The Church was the United Pilgrim’s Crusade, founded and led by Dr Thomas Chamberlain. The Trib’s Religious Affairs writer, Marcus Prescott, was there to conduct a standard profile. Joe Rossi was there because he’d spotted a naked man climbing the Church Tower to display a banner reading ‘God Sees All’. What was it God saw? From the Church’s enthusiasm about their disturbed brother’s privacy, it was clearly something needing investigating, as Rossi automatically assumed. Prescott, the son of a Southern Hellfire preacher, did not see it that way.
Our third strand was a sneaky phonecall to Lou from an Arnold Zinner, soliciting Lou’s support against Prior Restraint, that is, the Law’s intervention to prevent a newspaper publishing something, the very thing the First Amendment prohibits. Of course, from the shifty way he didn’t identify any specifics, we knew what sort of publication Zinnah ran – Grabber magazine, a cross between a pre-National Enquirer cheapie and a low-rent porn monthly, but which happened to have all the names and addresses of all the undercover Narcotics agents in LA (how and why were never explored).
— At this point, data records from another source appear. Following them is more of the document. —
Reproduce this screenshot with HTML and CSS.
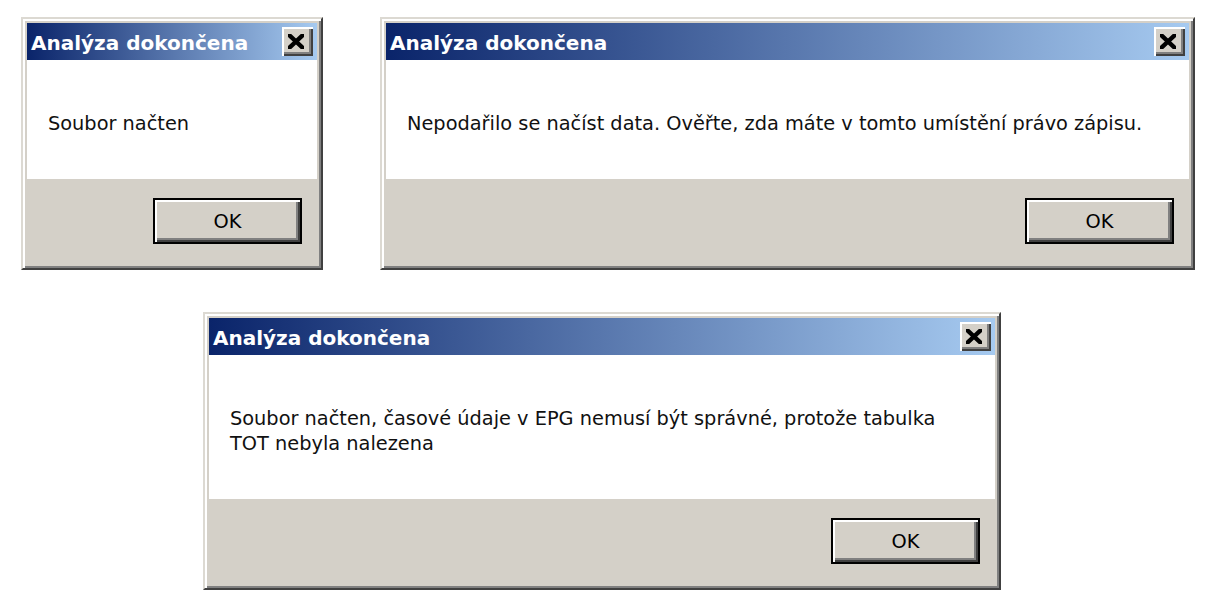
FILE: index.html
```html
<!DOCTYPE html>
<html lang="cs">
<head>
<meta charset="utf-8">
<title>Analýza dokončena</title>
<link rel="stylesheet" href="styles.css">
</head>
<body>
<div class="desk">
  <div class="row-top">
    <div class="dialog d-small">
      <div class="titlebar">
        <span class="title">Analýza dokončena</span>
        <span class="close" aria-label="Zavřít">
          <svg width="16" height="15" viewBox="0 0 16 15"><path d="M-1 -1L17 16M17 -1L-1 16" stroke="#000" stroke-width="4.3" fill="none"/></svg>
        </span>
      </div>
      <div class="msg">Soubor načten</div>
      <div class="footer"><button class="ok">OK</button></div>
    </div>
    <div class="dialog d-wide">
      <div class="titlebar">
        <span class="title">Analýza dokončena</span>
        <span class="close" aria-label="Zavřít">
          <svg width="16" height="15" viewBox="0 0 16 15"><path d="M-1 -1L17 16M17 -1L-1 16" stroke="#000" stroke-width="4.3" fill="none"/></svg>
        </span>
      </div>
      <div class="msg">Nepodařilo se načíst data. Ověřte, zda máte v tomto umístění právo zápisu.</div>
      <div class="footer"><button class="ok">OK</button></div>
    </div>
  </div>
  <div class="row-bottom">
    <div class="dialog d-mid">
      <div class="titlebar">
        <span class="title">Analýza dokončena</span>
        <span class="close" aria-label="Zavřít">
          <svg width="16" height="15" viewBox="0 0 16 15"><path d="M-1 -1L17 16M17 -1L-1 16" stroke="#000" stroke-width="4.3" fill="none"/></svg>
        </span>
      </div>
      <div class="msg">Soubor načten, časové údaje v EPG nemusí být správné, protože tabulka<br>TOT nebyla nalezena</div>
      <div class="footer"><button class="ok">OK</button></div>
    </div>
  </div>
</div>
</body>
</html>
```

FILE: styles.css
```css
html, body {
  margin: 0;
  background: #ffffff;
  font-family: "DejaVu Sans", Tahoma, Verdana, sans-serif;
}

.desk {
  padding: 17px 0 0 21px;
}

.row-top {
  display: flex;
  align-items: flex-start;
  gap: 57px;
}

.row-bottom {
  margin: 42px 0 0 182px;
}

.dialog {
  box-sizing: border-box;
  display: flex;
  flex-direction: column;
  background: #d4d0c8;
  border: 2px solid;
  border-color: #dcd9d2 #404040 #404040 #dcd9d2;
  box-shadow: inset 2px 2px #ffffff, inset -2px -2px #808080;
  padding: 4px;
}

.d-small { width: 302px; }
.d-wide { width: 815px; }
.d-mid { width: 798px; }

.titlebar {
  height: 37px;
  display: flex;
  align-items: center;
  justify-content: space-between;
  padding: 0 4px 0 4px;
  background: linear-gradient(to right, #0a246a, #a6caf0);
}

.title {
  color: #ffffff;
  font-weight: bold;
  font-size: 20px;
  padding-top: 2px;
  white-space: nowrap;
}

.close {
  box-sizing: border-box;
  width: 31px;
  height: 29px;
  display: flex;
  align-items: center;
  justify-content: center;
  padding: 0 3px 0 0;
  background: #d4d0c8;
  box-shadow: inset 2px 2px #ffffff, inset -2px -2px #404040, inset -4px -4px #808080;
}

.close svg {
  display: block;
  overflow: hidden;
}

.msg {
  background: #ffffff;
  padding: 51px 21px 43px;
  font-size: 19.35px;
  line-height: 25px;
  color: #111111;
  white-space: nowrap;
}

.footer {
  display: flex;
  justify-content: flex-end;
  padding: 19px 15px 20px;
}

.ok {
  box-sizing: border-box;
  width: 149px;
  height: 46px;
  padding: 0;
  border: 2px solid #000000;
  background: #d4d0c8;
  box-shadow: inset 2px 2px #ffffff, inset -2px -2px #404040, inset -4px -4px #808080;
  font-family: "DejaVu Sans", Tahoma, Verdana, sans-serif;
  font-size: 19.35px;
  color: #000000;
}
```
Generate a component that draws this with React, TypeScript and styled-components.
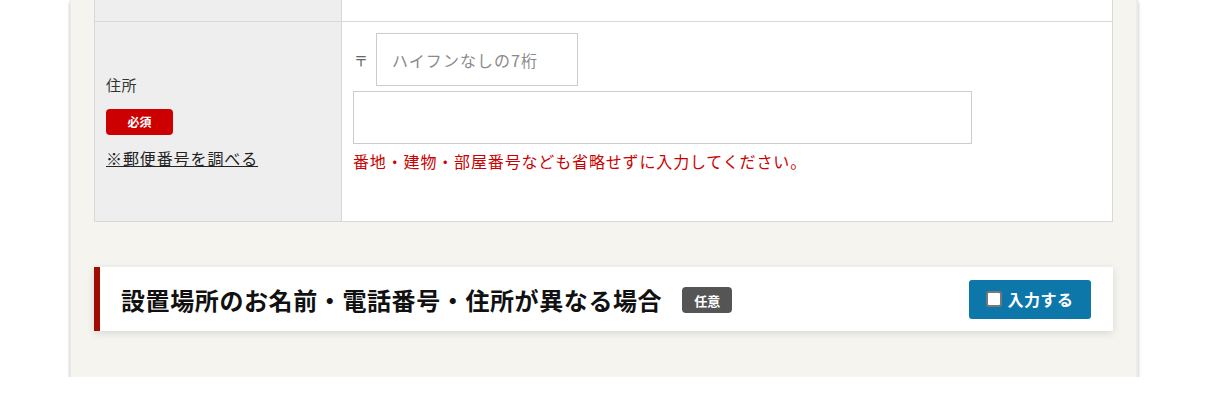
import styled, { createGlobalStyle } from "styled-components";

const GlobalStyle = createGlobalStyle`
  html, body {
    margin: 0;
    padding: 0;
    background: #ffffff;
    font-family: "Noto Sans CJK JP", "Noto Sans", sans-serif;
    color: #333333;
  }
  * { box-sizing: border-box; }
`;

const Panel = styled.div`
  width: 1068px;
  margin: 0 auto;
  background: #f5f4ee;
  border-left: 1px solid #ececea;
  border-right: 2px solid #ececea;
  padding: 0 23px 46px 23px;
  box-shadow: 0 2px 3px rgba(0, 0, 0, 0.3);
`;

const FormTable = styled.div`
  display: grid;
  grid-template-columns: 247px 1fr;
  border-left: 1px solid #d8d8d8;
  border-right: 1px solid #d8d8d8;
  border-bottom: 1px solid #d8d8d8;
`;

const HeadCell = styled.div<{ $short?: boolean }>`
  background: #eeeeee;
  border-right: 1px solid #d8d8d8;
  border-bottom: ${(p) => (p.$short ? "1px solid #d8d8d8" : "none")};
  height: ${(p) => (p.$short ? "22px" : "auto")};
  padding: ${(p) => (p.$short ? "0" : "0 11px")};
  display: flex;
  flex-direction: column;
  justify-content: center;
  align-items: flex-start;
`;

const BodyCell = styled.div<{ $short?: boolean }>`
  background: #ffffff;
  border-bottom: ${(p) => (p.$short ? "1px solid #d8d8d8" : "none")};
  height: ${(p) => (p.$short ? "22px" : "199px")};
  padding: ${(p) => (p.$short ? "0" : "11px 11px 0 11px")};
`;

const Label = styled.div`
  font-size: 15px;
  color: #333333;
  line-height: 22px;
  letter-spacing: 0.5px;
`;

const RequiredBadge = styled.span`
  display: inline-flex;
  align-items: center;
  justify-content: center;
  width: 67px;
  height: 26px;
  margin-top: 13px;
  background: #cc0000;
  color: #ffffff;
  font-size: 12px;
  font-weight: 700;
  border-radius: 4px;
`;

const ZipLink = styled.a`
  margin-top: 11px;
  font-size: 16px;
  line-height: 24px;
  letter-spacing: 0.9px;
  color: #222222;
  text-decoration: underline;
`;

const ZipRow = styled.div`
  display: flex;
  align-items: center;
  gap: 8px;
`;

const ZipMark = styled.span`
  font-size: 14px;
  color: #666666;
  padding-left: 1px;
`;

const TextInput = styled.input<{ $w: number }>`
  width: ${(p) => p.$w}px;
  height: 53px;
  border: 1px solid #cccccc;
  background: #ffffff;
  padding: 0 15px;
  font-family: "Noto Sans CJK JP", sans-serif;
  font-size: 16px;
  letter-spacing: 1px;
  color: #333333;
  outline: none;
  &::placeholder {
    color: #8a8a8a;
  }
`;

const AddressInput = styled(TextInput)`
  display: block;
  margin-top: 5px;
`;

const Note = styled.p`
  margin: 5px 0 0 0;
  font-size: 16px;
  line-height: 24px;
  letter-spacing: 0.85px;
  color: #cc0000;
`;

const SectionCard = styled.div`
  margin-top: 45px;
  height: 64px;
  background: #ffffff;
  border-left: 6px solid #a00c00;
  box-shadow: 0 2px 8px rgba(0, 0, 0, 0.12);
  display: flex;
  align-items: center;
  padding: 0 22px 0 21px;
`;

const SectionTitle = styled.h2`
  margin: 0;
  font-size: 24px;
  font-weight: 700;
  color: #111111;
  letter-spacing: 0.6px;
`;

const OptionalBadge = styled.span`
  display: inline-flex;
  align-items: center;
  justify-content: center;
  width: 50px;
  height: 26px;
  margin-left: 20px;
  margin-top: 2px;
  background: #555555;
  color: #ffffff;
  font-size: 13px;
  font-weight: 700;
  border-radius: 4px;
`;

const ToggleButton = styled.button`
  margin-left: auto;
  width: 122px;
  height: 39px;
  border: none;
  border-radius: 3px;
  background: #0e77aa;
  color: #ffffff;
  font-family: "Noto Sans CJK JP", sans-serif;
  font-size: 16px;
  font-weight: 700;
  letter-spacing: 0.5px;
  display: flex;
  align-items: center;
  justify-content: center;
  gap: 5px;
  cursor: pointer;
`;

const CheckBox = styled.span`
  width: 16px;
  height: 16px;
  background: #ffffff;
  border: 2px solid #777777;
  border-radius: 3px;
`;

export default function App() {
  return (
    <>
      <GlobalStyle />
      <Panel>
        <FormTable>
          <HeadCell $short />
          <BodyCell $short />
          <HeadCell>
            <Label>住所</Label>
            <RequiredBadge>必須</RequiredBadge>
            <ZipLink href="#">※郵便番号を調べる</ZipLink>
          </HeadCell>
          <BodyCell>
            <ZipRow>
              <ZipMark>〒</ZipMark>
              <TextInput $w={202} placeholder="ハイフンなしの7桁" />
            </ZipRow>
            <AddressInput $w={619} />
            <Note>番地・建物・部屋番号なども省略せずに入力してください。</Note>
          </BodyCell>
        </FormTable>
        <SectionCard>
          <SectionTitle>設置場所のお名前・電話番号・住所が異なる場合</SectionTitle>
          <OptionalBadge>任意</OptionalBadge>
          <ToggleButton>
            <CheckBox />
            入力する
          </ToggleButton>
        </SectionCard>
      </Panel>
    </>
  );
}
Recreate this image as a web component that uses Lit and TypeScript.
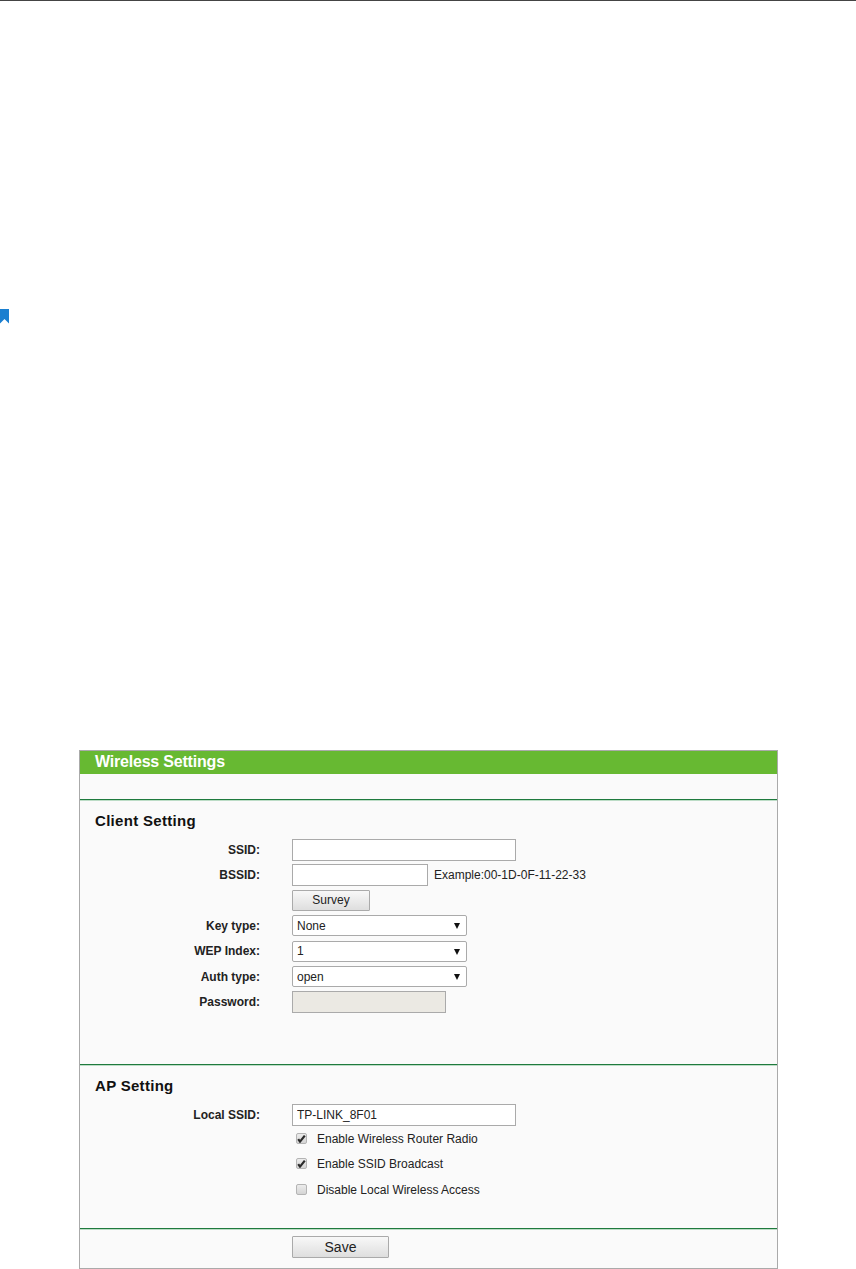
import { LitElement, css, html } from 'lit'
import { customElement } from 'lit/decorators.js'

type Check = { label: string; checked: boolean }

const selects = [
  { label: 'Key type:', value: 'None' },
  { label: 'WEP Index:', value: '1' },
  { label: 'Auth type:', value: 'open' },
]

const checks: Check[] = [
  { label: 'Enable Wireless Router Radio', checked: true },
  { label: 'Enable SSID Broadcast', checked: true },
  { label: 'Disable Local Wireless Access', checked: false },
]

@customElement('app-root')
export class AppRoot extends LitElement {
  private _select(label: string, value: string) {
    return html`
      <label class="lbl">${label}</label>
      <div class="select-wrap">
        <select class="select"><option>${value}</option></select>
        <svg class="arrow" width="6" height="6" viewBox="0 0 6 6"><path d="M0 0h6L3 6z" fill="#111"/></svg>
      </div>
    `
  }

  private _check(c: Check) {
    return html`
      <div></div>
      <div class="check-row">
        <span class="box">
          ${c.checked ? html`<svg width="9" height="9" viewBox="0 0 9 9"><path d="M1.2 5.2l1.8 2.4L7.8 1.6" fill="none" stroke="#2a2a2a" stroke-width="2.2"/></svg>` : ''}
        </span>
        <span>${c.label}</span>
      </div>
    `
  }

  render() {
    return html`
      <div class="top-rule"></div>
      <svg class="bookmark" width="9" height="15" viewBox="0 0 9 15"><path d="M0 0h9v14.5L4.5 10 0 14.5z" fill="#1a7fd0"/></svg>
      <section class="panel">
        <div class="head">Wireless Settings</div>
        <div class="spacer"></div>

        <div class="section client">
          <h2>Client Setting</h2>
          <div class="form">
            <label class="lbl">SSID:</label>
            <input class="input w-long" type="text" />
            <label class="lbl">BSSID:</label>
            <div class="inline">
              <input class="input w-mid" type="text" />
              <span>Example:00-1D-0F-11-22-33</span>
            </div>
            <div></div>
            <button class="btn survey">Survey</button>
            ${selects.map(s => this._select(s.label, s.value))}
            <label class="lbl">Password:</label>
            <input class="input w-pass" type="text" disabled />
          </div>
        </div>

        <div class="section ap">
          <h2>AP Setting</h2>
          <div class="form">
            <label class="lbl">Local SSID:</label>
            <input class="input w-long" type="text" value="TP-LINK_8F01" />
            ${checks.map(c => this._check(c))}
          </div>
        </div>

        <div class="section foot">
          <button class="btn save">Save</button>
        </div>
      </section>
    `
  }

  static styles = css`
:host {
  display: block;
  height: 1269px;
  background: #fff;
  font-family: "Liberation Sans", Arial, sans-serif;
  font-size: 12px;
  color: #222;
  overflow: hidden;
}
.top-rule {
  height: 1px;
  background: #444;
}
.bookmark {
  display: block;
  margin-top: 308px;
}
.panel {
  box-sizing: border-box;
  width: 699px;
  height: 519px;
  margin: 426px 0 0 79px;
  border: 1px solid #aaa;
  background: #fafafa;
}
.head {
  height: 23px;
  line-height: 21px;
  padding-left: 15px;
  background: #67b932;
  color: #fff;
  font-size: 16px;
  font-weight: bold;
  letter-spacing: -0.2px;
}
.spacer {
  height: 25px;
}
.section {
  border-top: 1px solid #1f7a3d;
  box-shadow: inset 0 1px 0 #bcdcc6;
}
.client {
  height: 264px;
}
.ap {
  height: 163px;
}
h2 {
  margin: 0;
  padding: 12px 0 0 15px;
  height: 25px;
  line-height: 17px;
  font-size: 15px;
  font-weight: bold;
  letter-spacing: 0.3px;
  color: #111;
}
.form {
  display: grid;
  grid-template-columns: 180px 1fr;
  column-gap: 32px;
  align-items: center;
  justify-items: start;
}
.client .form {
  grid-auto-rows: 25.4px;
}
.ap .form {
  grid-template-rows: 23px 25px 25px 27px;
}
.ap h2 {
  height: 26px;
}
.lbl {
  justify-self: end;
  font-weight: bold;
  color: #222;
}
.input {
  box-sizing: border-box;
  height: 22px;
  padding: 0 4px;
  border: 1px solid #aaa;
  background: #fff;
  font: 12px "Liberation Sans", Arial, sans-serif;
  color: #222;
  border-radius: 0;
  outline: none;
}
.input:disabled {
  background: #ebe9e3;
}
.w-long { width: 224px; }
.w-mid { width: 136px; }
.w-pass { width: 154px; }
.inline {
  display: flex;
  align-items: center;
  gap: 6px;
}
.btn {
  box-sizing: border-box;
  border: 1px solid #aaa;
  border-radius: 1px;
  background: linear-gradient(#f8f8f8, #dedede);
  font: 12px "Liberation Sans", Arial, sans-serif;
  color: #222;
  padding: 0;
}
.survey {
  width: 78px;
  height: 21px;
}
.save {
  width: 97px;
  height: 22px;
  font-size: 14px;
}
.select-wrap {
  position: relative;
  width: 175px;
  height: 21px;
}
.select {
  appearance: none;
  display: block;
  box-sizing: border-box;
  width: 100%;
  height: 100%;
  padding: 0 4px;
  border: 1px solid #aaa;
  border-radius: 2px;
  background: #fff;
  font: 12px "Liberation Sans", Arial, sans-serif;
  color: #222;
}
.arrow {
  position: absolute;
  right: 7px;
  top: 8px;
}
.check-row {
  display: flex;
  align-items: center;
  gap: 10px;
  padding-left: 4px;
}
.box {
  box-sizing: border-box;
  display: flex;
  align-items: center;
  justify-content: center;
  width: 11px;
  height: 11px;
  border: 1px solid #b4b4b4;
  border-radius: 2px;
  background: linear-gradient(#ececec, #d4d4d4);
}
.foot {
  padding: 7px 0 0 212px;
}
`
}

declare global {
  interface HTMLElementTagNameMap {
    'app-root': AppRoot
  }
}
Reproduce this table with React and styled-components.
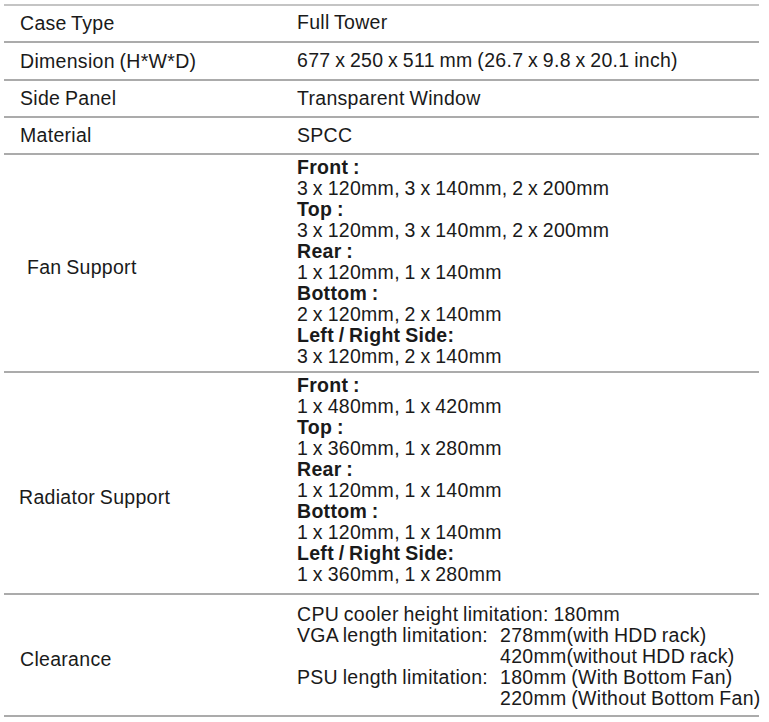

There was a lot of stick over supporting a disgusting rag like that, but Lou held to the principle. Because we all know that it’s the difficult to defend cases that are prosecuted first, because it only takes one case to set a precedent.
This would tie back into the min story in two ways. First, however, a succession of minor matters drew attention to the possibility – to some an evidence-unsupported certainty – that something fishy was going on, that Chamberlain was not as he painted himself, that the United Pilgrim’s Crusade was not a legitimate Church with a genuine doctrine. Rossi’s convinced this is so. So’s Billie, when she gets brought in on this. Marcus, on the other hand, is far less convinced, considers the evidence too shaky, is blocking the story to the point where Lou takes him off it.
Is he just too (self-)indoctrinated to accept an anti-Church story? Or is he someone who demands a high level of proof because he’s aware of how susceptible people are to anything that appears to tear a minister down? Or is he just not enough of a bastard? Donovan, who sympathises with Prescott, thinks the latter, and it is his encouraging reaction that spurs Marcus back to the story.
There were multiple levels to this. Prescott interviews Agnes Carson (Ruth Silveira), a believer who’d found salvation in Dr Chamberlain, a volunteer who was giving far far too much money to the Church. Lou, Charlie and Mrs Pynchon discuss things with ‘orthodox’ Minister, Dr Bunning. who confesses his suspicions of and distaste for Chamberlain’s church but who implcably opposes stories against them: hurt one religion and you hurt all.
In the end, it’s Prescott who gets the real deal, persuading Smithfield, the naked man, already identified as a fanatic, to give up the print-outs that expose the frauds. Even then, Chamberlain and his business manager Crossley admitted the truth of the facts but not their meaning, heedless of the figures having gone to the Attorney-General.
No, all of this was Stan’s doing, an attack upon God, by a heathen newspaper, the state, an editor who openly advocated for a pornographer out to destroy their children… Even Agnes Carson told Marcus Prescott he was mistaken, but she was the true Christian amongst them.
And fittingly, the story was left with that ending, no neat little bows of pink ribbon to sign it off, even though all of us, and not merely the cynical, understood where truth lay and that there was no God in God’s Temple. An excellent episode.